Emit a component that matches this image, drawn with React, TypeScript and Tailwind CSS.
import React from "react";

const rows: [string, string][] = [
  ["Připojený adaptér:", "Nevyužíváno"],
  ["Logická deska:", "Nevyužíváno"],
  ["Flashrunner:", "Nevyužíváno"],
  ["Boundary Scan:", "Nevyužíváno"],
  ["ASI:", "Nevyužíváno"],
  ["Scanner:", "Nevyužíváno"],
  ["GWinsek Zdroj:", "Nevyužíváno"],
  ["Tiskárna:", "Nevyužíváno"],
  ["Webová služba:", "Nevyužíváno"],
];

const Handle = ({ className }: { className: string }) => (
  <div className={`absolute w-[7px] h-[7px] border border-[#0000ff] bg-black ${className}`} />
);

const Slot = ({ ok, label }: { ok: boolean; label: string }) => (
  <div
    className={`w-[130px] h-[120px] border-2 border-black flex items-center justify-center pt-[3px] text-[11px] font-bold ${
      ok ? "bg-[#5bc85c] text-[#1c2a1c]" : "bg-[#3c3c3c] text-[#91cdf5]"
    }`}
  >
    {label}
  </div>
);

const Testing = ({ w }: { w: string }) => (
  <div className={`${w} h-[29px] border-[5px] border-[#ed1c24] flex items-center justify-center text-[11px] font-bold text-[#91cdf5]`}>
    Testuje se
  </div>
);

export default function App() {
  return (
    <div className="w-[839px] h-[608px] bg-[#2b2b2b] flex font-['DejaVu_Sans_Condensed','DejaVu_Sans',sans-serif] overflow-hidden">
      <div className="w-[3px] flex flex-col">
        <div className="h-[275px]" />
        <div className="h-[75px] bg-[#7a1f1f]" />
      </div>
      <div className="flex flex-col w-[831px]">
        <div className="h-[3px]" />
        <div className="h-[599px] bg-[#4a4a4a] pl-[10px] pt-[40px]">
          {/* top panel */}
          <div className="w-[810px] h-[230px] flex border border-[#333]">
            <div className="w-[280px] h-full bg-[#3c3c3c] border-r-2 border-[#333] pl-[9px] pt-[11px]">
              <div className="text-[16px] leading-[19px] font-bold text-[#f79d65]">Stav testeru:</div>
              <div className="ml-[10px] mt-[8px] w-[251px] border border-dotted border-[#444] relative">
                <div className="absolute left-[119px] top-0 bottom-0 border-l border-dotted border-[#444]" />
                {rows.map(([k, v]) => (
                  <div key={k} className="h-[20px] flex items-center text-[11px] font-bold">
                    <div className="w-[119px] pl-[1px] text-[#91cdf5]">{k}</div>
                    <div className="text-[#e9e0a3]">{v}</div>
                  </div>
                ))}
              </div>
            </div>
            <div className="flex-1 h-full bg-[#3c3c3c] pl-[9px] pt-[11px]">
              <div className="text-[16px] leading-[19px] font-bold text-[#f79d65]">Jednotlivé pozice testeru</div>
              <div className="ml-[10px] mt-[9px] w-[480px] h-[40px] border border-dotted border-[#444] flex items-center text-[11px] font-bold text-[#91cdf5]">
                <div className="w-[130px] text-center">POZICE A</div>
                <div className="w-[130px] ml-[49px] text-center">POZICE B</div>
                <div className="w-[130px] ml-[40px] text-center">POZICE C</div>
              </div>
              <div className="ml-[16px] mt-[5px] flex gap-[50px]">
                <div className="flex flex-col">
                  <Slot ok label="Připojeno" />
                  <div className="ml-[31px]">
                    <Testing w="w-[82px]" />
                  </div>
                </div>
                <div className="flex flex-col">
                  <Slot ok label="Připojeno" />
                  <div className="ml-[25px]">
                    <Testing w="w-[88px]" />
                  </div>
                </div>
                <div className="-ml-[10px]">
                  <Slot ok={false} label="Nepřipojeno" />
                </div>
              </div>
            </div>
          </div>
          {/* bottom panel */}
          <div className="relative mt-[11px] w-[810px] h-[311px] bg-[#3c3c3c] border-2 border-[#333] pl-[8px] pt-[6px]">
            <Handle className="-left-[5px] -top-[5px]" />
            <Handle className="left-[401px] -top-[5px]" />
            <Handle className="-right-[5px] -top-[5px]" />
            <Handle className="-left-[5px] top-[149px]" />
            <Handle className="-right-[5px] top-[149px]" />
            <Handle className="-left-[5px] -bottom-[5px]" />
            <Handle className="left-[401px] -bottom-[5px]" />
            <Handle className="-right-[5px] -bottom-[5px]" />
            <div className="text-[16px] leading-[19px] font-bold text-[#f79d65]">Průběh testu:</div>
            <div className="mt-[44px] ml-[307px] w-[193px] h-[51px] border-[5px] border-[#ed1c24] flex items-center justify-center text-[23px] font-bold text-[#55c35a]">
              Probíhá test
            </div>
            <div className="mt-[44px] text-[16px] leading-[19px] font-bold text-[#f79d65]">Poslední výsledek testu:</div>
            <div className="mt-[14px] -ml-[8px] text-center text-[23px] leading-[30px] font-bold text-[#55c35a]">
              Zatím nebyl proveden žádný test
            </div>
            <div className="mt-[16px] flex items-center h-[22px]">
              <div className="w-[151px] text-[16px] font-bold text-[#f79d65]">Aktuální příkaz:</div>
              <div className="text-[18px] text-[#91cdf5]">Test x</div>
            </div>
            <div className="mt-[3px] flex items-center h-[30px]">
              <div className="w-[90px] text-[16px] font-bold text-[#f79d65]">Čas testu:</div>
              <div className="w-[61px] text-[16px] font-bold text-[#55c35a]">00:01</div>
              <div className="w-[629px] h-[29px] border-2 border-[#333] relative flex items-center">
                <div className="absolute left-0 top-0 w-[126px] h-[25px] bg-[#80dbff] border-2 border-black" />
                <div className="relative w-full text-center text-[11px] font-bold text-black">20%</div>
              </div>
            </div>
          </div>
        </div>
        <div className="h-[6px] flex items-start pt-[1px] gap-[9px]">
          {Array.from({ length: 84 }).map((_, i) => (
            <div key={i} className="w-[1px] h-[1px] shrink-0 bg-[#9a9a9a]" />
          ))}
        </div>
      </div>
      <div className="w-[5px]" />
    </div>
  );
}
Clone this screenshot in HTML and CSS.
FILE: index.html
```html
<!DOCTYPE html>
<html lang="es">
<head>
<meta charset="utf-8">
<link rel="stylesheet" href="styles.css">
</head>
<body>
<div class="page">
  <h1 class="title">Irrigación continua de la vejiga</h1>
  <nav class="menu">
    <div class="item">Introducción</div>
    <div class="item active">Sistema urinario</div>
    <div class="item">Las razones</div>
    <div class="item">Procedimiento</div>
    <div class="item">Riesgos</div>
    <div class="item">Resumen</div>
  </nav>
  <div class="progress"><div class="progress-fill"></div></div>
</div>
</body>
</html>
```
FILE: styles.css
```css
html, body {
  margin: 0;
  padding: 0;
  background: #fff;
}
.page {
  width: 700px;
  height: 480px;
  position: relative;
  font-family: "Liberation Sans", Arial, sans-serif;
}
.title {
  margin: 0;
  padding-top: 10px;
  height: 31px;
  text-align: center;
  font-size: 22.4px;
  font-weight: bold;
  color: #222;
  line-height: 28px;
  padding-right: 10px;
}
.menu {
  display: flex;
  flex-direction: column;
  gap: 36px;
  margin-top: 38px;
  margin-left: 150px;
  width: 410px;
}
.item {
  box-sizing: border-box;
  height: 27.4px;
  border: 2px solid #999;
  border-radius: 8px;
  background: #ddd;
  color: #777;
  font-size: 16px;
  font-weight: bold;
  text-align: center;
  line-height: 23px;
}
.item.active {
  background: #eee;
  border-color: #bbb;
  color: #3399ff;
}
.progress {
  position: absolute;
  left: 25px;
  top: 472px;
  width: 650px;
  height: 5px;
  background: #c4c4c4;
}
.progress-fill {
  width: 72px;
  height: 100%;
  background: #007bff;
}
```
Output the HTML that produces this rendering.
⁂
For the records above, state how many lines include the string "React", giving the number and nothing else.

Output of the exercise >> 2